One could argue that theologians are here following the path of their Maker. We serve a God who delights in distinctions. Reading through the creation account, for instance, we see not only the creation of light, but the separation of light and darkness, not only the creation of land, but the separation of land and sea, or land and sky.

On the other hand, the same God who delights in distinctions warns us against tearing asunder what He has brought together. He is a God who brings people of every tongue and tribe together into a holy nation, a royal priesthood. He makes of many grains one loaf.

Reformed theologians especially are given, at least when dealing with the critical issue of our salvation, to razor-thin distinctions. The links in our chain of the ordo salutis, or “order of salvation,” are strong, unbreakable, but nevertheless rather small. There is good reason for this, but also some danger. Sometimes the wedges we drive between concepts go too deep.
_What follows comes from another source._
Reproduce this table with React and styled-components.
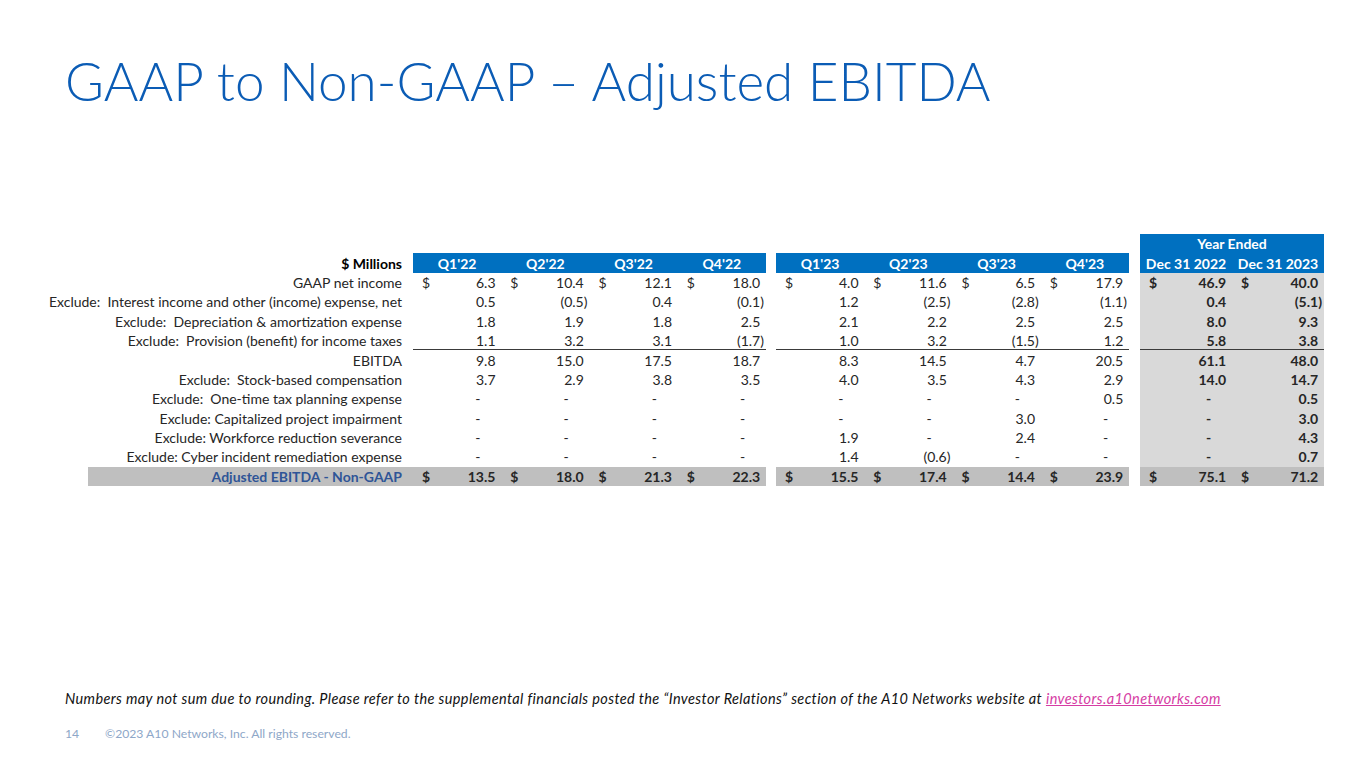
import React from "react";
import styled, { createGlobalStyle } from "styled-components";

const quarters22 = ["Q1'22", "Q2'22", "Q3'22", "Q4'22"];
const quarters23 = ["Q1'23", "Q2'23", "Q3'23", "Q4'23"];

const rows = [
  {
    label: "GAAP net income",
    dollar: true,
    a: ["6.3", "10.4", "12.1", "18.0"],
    b: ["4.0", "11.6", "6.5", "17.9"],
    y: ["46.9", "40.0"],
  },
  {
    label: "Exclude:  Interest income and other (income) expense, net",
    a: ["0.5", "(0.5)", "0.4", "(0.1)"],
    b: ["1.2", "(2.5)", "(2.8)", "(1.1)"],
    y: ["0.4", "(5.1)"],
  },
  {
    label: "Exclude:  Depreciation & amortization expense",
    a: ["1.8", "1.9", "1.8", "2.5"],
    b: ["2.1", "2.2", "2.5", "2.5"],
    y: ["8.0", "9.3"],
  },
  {
    label: "Exclude:  Provision (benefit) for income taxes",
    rule: true,
    a: ["1.1", "3.2", "3.1", "(1.7)"],
    b: ["1.0", "3.2", "(1.5)", "1.2"],
    y: ["5.8", "3.8"],
  },
  {
    label: "EBITDA",
    a: ["9.8", "15.0", "17.5", "18.7"],
    b: ["8.3", "14.5", "4.7", "20.5"],
    y: ["61.1", "48.0"],
  },
  {
    label: "Exclude:  Stock-based compensation",
    a: ["3.7", "2.9", "3.8", "3.5"],
    b: ["4.0", "3.5", "4.3", "2.9"],
    y: ["14.0", "14.7"],
  },
  {
    label: "Exclude:  One-time tax planning expense",
    a: ["-", "-", "-", "-"],
    b: ["-", "-", "-", "0.5"],
    y: ["-", "0.5"],
  },
  {
    label: "Exclude: Capitalized project impairment",
    a: ["-", "-", "-", "-"],
    b: ["-", "-", "3.0", "-"],
    y: ["-", "3.0"],
  },
  {
    label: "Exclude: Workforce reduction severance",
    a: ["-", "-", "-", "-"],
    b: ["1.9", "-", "2.4", "-"],
    y: ["-", "4.3"],
  },
  {
    label: "Exclude: Cyber incident remediation expense",
    a: ["-", "-", "-", "-"],
    b: ["1.4", "(0.6)", "-", "-"],
    y: ["-", "0.7"],
  },
];

const total = {
  a: ["13.5", "18.0", "21.3", "22.3"],
  b: ["15.5", "17.4", "14.4", "23.9"],
  y: ["75.1", "71.2"],
};

function Amount({ v }) {
  if (v === "-") {
    return (
      <Figure>
        <Dash>-</Dash>
        <Paren $hidden>)</Paren>
      </Figure>
    );
  }
  const neg = v.startsWith("(");
  return (
    <Figure>
      {neg ? v.slice(0, -1) : v}
      <Paren $hidden={!neg}>)</Paren>
    </Figure>
  );
}

function Cell({ v, dollar, ...rest }) {
  return (
    <DataCell {...rest}>
      <span>{dollar ? "$" : ""}</span>
      <Amount v={v} />
    </DataCell>
  );
}

function App() {
  return (
    <>
      <GlobalStyle />
      <Slide>
        <Title>GAAP to Non-GAAP – Adjusted EBITDA</Title>
        <Table>
          <Blank style={{ gridColumn: "1 / 12" }} />
          <YearHead>Year Ended</YearHead>

          <HeadLabel>$ Millions</HeadLabel>
          {quarters22.map((q) => (
            <HeadCell key={q}>{q}</HeadCell>
          ))}
          <Blank />
          {quarters23.map((q) => (
            <HeadCell key={q}>{q}</HeadCell>
          ))}
          <Blank />
          <HeadCell>Dec 31 2022</HeadCell>
          <HeadCell>Dec 31 2023</HeadCell>

          {rows.map((r) => (
            <React.Fragment key={r.label}>
              <Label>{r.label}</Label>
              {r.a.map((v, i) => (
                <Cell key={"a" + i} v={v} dollar={r.dollar} $rule={r.rule} />
              ))}
              <Blank />
              {r.b.map((v, i) => (
                <Cell key={"b" + i} v={v} dollar={r.dollar} $rule={r.rule} />
              ))}
              <Blank />
              {r.y.map((v, i) => (
                <Cell
                  key={"y" + i}
                  v={v}
                  dollar={r.dollar}
                  $rule={r.rule}
                  $bold
                  $shade="#d9d9d9"
                />
              ))}
            </React.Fragment>
          ))}

          <TotalLabel>Adjusted EBITDA - Non-GAAP</TotalLabel>
          {total.a.map((v, i) => (
            <Cell key={"ta" + i} v={v} dollar $bold $shade="#bfbfbf" />
          ))}
          <Blank />
          {total.b.map((v, i) => (
            <Cell key={"tb" + i} v={v} dollar $bold $shade="#bfbfbf" />
          ))}
          <Blank />
          {total.y.map((v, i) => (
            <Cell key={"ty" + i} v={v} dollar $bold $shade="#bfbfbf" />
          ))}
        </Table>

        <Note>
          Numbers may not sum due to rounding. Please refer to the supplemental
          financials posted the “Investor Relations” section of the A10 Networks
          website at <NoteLink>investors.a10networks.com</NoteLink>
        </Note>

        <Footer>
          <PageNo>14</PageNo>
          <span>©2023 A10 Networks, Inc. All rights reserved.</span>
        </Footer>
      </Slide>
    </>
  );
}

export default App;

const GlobalStyle = createGlobalStyle`
  body {
    margin: 0;
    background: #ffffff;
    font-family: Lato, "Open Sans", sans-serif;
  }
`;

const Slide = styled.div`
  width: 1365px;
  height: 768px;
  box-sizing: border-box;
  overflow: hidden;
  display: flex;
  flex-direction: column;
`;

const Title = styled.h1`
  margin: 46px 0 0 65px;
  height: 70px;
  line-height: 70px;
  font-size: 53px;
  font-weight: 300;
  color: #0b5cb5;
  white-space: nowrap;
`;

const Table = styled.div`
  margin: 118px 0 0 45px;
  display: grid;
  grid-template-columns: 368px repeat(4, 88.25px) 10px repeat(4, 88.25px) 11px repeat(2, 92px);
  grid-auto-rows: 19.4px;
  font-size: 14px;
  color: #262626;
`;

const Blank = styled.div``;

const YearHead = styled.div`
  grid-column: 12 / 14;
  background: #0070c0;
  color: #ffffff;
  font-weight: 700;
  display: flex;
  align-items: center;
  justify-content: center;
`;

const HeadCell = styled.div`
  background: #0070c0;
  color: #ffffff;
  font-weight: 700;
  display: flex;
  align-items: center;
  justify-content: center;
  white-space: nowrap;
`;

const Label = styled.div`
  display: flex;
  align-items: center;
  justify-content: flex-end;
  padding-right: 11px;
  white-space: pre;
`;

const HeadLabel = styled(Label)`
  font-weight: 700;
  color: #000000;
`;

const TotalLabel = styled(Label)`
  margin-left: 43px;
  background: #bfbfbf;
  font-weight: 700;
  color: #2f5597;
`;

const DataCell = styled.div`
  display: flex;
  align-items: center;
  justify-content: space-between;
  box-sizing: border-box;
  padding: 0 2px 0 9px;
  background: ${(p) => p.$shade || "transparent"};
  font-weight: ${(p) => (p.$bold ? 700 : 400)};
  border-bottom: ${(p) => (p.$rule ? "1px solid #3a3a3a" : "none")};
  white-space: nowrap;
`;

const Figure = styled.span`
  display: flex;
  align-items: center;
`;

const Dash = styled.span`
  margin-right: 15px;
`;

const Paren = styled.span`
  visibility: ${(p) => (p.$hidden ? "hidden" : "visible")};
`;

const Note = styled.p`
  margin: 204px 0 0 65px;
  font-size: 14.5px;
  letter-spacing: 0.38px;
  line-height: 18px;
  font-style: italic;
  color: #111111;
  white-space: nowrap;
`;

const NoteLink = styled.span`
  color: #d63ca4;
  text-decoration: underline;
`;

const Footer = styled.div`
  margin: 18px 0 0 65px;
  display: flex;
  gap: 26px;
  font-size: 12.2px;
  line-height: 16px;
  color: #8ea7c8;
`;

const PageNo = styled.span`
  width: 14px;
`;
Consider faith and repentance. There is good reason to see these as two distinct things. With one, we look with hope to the provision of God in Christ. With the other, we acknowledge and confess our need for that work. Hypothetically, one could affirm that Jesus died for sinners and miss the glaring truth that the one making the affirmation is a sinner. One could more easily recognize the reality of his sin but know nothing of the provision in Christ. Thus, the two are two, and both equally needful.

On the other hand, one could argue that the two things are actually one, or at the very least that they flow from the same source. Faith is indeed the coming together of understanding, agreement, and trust. But on a more fundamental level, faith is simply this—believing God. Faith is displayed when God speaks and we say, “Amen.”

The devil, of course, knows that God is true. He is quite informed on the sacrifice of Christ. He knows to his very core, from the very longing of his heart by which he misses those who slipped through his fingers, that Jesus came to save sinners. He is also quite well aware of what and who he is—a sinner. All of this knowledge will make his eternity that much more painful.

Faith and repentance, then, might be at their closest when we confess that, as He says, we are sinners, and as we cry out, as He has commanded, “God, be merciful to me, a sinner” (Luke 18:13). God says, “All have sinned and fall short of the glory of God” (Rom. 3:23), and we say, “Lord, Your judgments are true.” When God says, “The saying is trustworthy and deserving of full acceptance, that Christ Jesus came into the world to save sinners, of whom I am the foremost” (1 Tim. 1:15), we do not merely affirm our agreement, but we sing it with hallelujahs and amens.

For all the important nuances, for all the valuable precision, the simple truth of the matter is we fell in the garden because we failed to believe God. All sin is a failure to believe God. The good news is that we are rescued from our sins by believing Him, both His judgment and His promise. That is, we are gifted with faith and repentance.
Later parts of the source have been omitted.